-- DATA RECORDS start --
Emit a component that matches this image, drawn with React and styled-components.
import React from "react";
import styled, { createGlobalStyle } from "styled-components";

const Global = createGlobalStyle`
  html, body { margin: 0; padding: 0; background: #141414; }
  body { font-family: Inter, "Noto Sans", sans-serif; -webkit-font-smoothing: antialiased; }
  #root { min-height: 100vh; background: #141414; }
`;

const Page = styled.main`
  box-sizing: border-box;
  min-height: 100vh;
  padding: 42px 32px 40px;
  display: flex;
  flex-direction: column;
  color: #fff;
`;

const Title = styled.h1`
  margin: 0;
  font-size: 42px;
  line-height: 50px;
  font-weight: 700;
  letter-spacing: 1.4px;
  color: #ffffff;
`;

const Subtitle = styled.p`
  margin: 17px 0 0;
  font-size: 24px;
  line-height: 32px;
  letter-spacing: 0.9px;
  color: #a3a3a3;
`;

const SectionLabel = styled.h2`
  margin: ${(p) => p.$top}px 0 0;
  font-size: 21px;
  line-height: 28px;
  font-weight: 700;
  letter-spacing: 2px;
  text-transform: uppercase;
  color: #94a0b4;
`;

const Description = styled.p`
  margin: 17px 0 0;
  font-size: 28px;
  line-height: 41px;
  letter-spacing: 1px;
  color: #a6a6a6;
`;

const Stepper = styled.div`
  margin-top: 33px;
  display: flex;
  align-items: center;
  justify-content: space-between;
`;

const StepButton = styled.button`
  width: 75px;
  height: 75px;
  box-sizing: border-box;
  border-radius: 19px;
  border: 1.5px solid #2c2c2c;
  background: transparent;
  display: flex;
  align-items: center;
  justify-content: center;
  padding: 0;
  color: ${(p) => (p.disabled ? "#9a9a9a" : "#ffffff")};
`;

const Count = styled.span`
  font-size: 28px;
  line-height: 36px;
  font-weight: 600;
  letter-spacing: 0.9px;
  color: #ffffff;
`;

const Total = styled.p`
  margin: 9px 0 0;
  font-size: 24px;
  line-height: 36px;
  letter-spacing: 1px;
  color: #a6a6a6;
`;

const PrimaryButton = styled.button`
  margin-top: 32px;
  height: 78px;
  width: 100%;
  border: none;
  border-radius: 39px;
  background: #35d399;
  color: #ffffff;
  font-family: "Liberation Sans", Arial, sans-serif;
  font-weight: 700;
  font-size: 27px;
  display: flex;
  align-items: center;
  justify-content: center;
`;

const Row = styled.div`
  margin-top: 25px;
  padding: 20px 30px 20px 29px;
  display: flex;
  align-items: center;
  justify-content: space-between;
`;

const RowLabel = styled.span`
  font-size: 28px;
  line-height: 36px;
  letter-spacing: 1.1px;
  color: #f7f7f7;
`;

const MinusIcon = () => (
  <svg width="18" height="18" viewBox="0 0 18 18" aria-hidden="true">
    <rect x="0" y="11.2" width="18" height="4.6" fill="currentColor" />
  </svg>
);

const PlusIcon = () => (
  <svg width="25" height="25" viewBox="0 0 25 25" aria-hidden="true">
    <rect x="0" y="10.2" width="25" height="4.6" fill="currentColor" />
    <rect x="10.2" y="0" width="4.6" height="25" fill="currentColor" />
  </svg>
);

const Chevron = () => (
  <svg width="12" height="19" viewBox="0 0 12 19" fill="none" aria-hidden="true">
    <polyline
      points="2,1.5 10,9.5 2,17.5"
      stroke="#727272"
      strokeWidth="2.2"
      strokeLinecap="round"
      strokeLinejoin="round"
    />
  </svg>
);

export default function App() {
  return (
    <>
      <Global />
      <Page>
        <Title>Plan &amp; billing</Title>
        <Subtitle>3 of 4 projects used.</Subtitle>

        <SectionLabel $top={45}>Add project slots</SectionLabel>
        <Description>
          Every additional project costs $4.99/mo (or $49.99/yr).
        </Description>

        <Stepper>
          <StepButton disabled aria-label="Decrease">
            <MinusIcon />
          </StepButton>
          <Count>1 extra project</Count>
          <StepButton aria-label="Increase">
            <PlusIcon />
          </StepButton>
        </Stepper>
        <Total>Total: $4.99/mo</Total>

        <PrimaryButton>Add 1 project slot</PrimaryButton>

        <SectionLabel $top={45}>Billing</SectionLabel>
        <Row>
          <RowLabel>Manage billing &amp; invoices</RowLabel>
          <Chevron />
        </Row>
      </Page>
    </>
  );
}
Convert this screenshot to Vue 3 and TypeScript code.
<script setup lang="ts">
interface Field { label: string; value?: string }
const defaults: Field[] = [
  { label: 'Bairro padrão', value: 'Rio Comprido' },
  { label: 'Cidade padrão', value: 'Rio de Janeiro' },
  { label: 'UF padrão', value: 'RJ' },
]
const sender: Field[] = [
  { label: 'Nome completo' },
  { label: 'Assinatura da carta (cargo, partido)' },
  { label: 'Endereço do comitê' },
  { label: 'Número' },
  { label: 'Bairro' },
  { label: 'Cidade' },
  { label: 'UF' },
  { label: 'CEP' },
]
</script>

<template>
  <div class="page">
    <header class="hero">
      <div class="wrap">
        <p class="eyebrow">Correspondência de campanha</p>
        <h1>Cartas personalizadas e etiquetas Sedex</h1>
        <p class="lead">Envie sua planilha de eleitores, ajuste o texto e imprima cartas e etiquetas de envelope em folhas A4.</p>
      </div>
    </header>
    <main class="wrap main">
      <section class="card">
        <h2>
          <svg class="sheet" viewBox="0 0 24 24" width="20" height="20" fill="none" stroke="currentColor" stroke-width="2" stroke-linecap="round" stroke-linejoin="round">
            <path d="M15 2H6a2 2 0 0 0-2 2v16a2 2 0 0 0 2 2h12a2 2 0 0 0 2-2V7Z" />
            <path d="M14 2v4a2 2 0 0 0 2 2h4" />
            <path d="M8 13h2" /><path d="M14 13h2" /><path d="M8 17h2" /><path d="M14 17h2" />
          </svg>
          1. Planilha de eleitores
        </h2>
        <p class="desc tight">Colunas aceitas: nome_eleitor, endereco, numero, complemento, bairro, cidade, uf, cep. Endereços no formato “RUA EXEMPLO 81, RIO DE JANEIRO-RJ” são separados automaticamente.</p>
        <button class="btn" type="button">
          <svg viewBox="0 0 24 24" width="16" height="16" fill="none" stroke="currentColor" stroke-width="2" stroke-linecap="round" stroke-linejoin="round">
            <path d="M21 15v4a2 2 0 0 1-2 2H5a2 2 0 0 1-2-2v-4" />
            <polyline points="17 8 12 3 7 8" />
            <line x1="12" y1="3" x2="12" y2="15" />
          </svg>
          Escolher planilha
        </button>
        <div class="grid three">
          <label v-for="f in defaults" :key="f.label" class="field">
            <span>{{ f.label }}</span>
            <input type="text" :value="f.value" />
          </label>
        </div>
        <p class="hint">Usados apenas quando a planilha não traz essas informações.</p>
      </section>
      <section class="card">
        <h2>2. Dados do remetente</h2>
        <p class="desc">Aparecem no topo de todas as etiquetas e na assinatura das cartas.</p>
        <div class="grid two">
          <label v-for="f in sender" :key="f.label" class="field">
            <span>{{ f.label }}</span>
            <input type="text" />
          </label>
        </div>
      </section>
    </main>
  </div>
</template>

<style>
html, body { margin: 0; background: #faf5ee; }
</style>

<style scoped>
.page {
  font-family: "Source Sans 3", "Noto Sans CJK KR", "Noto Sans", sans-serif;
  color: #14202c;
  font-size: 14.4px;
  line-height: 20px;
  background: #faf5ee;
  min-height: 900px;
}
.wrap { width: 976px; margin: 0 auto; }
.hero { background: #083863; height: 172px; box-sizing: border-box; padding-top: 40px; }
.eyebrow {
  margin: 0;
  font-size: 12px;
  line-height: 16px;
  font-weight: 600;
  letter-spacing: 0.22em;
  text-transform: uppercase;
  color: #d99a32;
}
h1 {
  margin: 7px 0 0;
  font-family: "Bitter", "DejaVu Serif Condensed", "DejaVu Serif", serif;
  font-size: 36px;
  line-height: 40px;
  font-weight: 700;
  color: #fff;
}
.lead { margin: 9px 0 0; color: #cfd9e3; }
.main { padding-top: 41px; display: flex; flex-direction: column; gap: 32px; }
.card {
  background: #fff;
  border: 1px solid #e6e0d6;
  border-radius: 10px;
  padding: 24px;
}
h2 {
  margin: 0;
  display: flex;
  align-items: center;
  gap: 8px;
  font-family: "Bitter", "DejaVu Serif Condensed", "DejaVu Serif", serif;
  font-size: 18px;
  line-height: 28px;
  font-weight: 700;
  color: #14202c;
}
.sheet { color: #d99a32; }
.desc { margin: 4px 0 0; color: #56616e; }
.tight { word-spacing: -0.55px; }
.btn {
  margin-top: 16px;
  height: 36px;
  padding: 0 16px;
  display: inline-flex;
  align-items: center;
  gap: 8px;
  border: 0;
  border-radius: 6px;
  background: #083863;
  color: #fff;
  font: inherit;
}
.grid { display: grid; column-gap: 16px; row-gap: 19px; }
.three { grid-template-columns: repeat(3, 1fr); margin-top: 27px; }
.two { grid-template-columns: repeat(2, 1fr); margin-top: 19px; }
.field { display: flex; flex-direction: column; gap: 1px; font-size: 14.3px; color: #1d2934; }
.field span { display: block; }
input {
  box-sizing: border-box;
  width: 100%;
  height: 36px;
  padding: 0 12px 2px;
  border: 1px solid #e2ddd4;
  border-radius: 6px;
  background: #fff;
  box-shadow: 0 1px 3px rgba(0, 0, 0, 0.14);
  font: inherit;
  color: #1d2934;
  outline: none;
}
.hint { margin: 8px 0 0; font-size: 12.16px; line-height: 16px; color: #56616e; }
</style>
-- DATA RECORDS end --
From the data above, copy each line that has the string "components".

FINISHED EXERCISE:
Emit a component that matches this image, drawn with React and styled-components.
import styled, { createGlobalStyle } from "styled-components";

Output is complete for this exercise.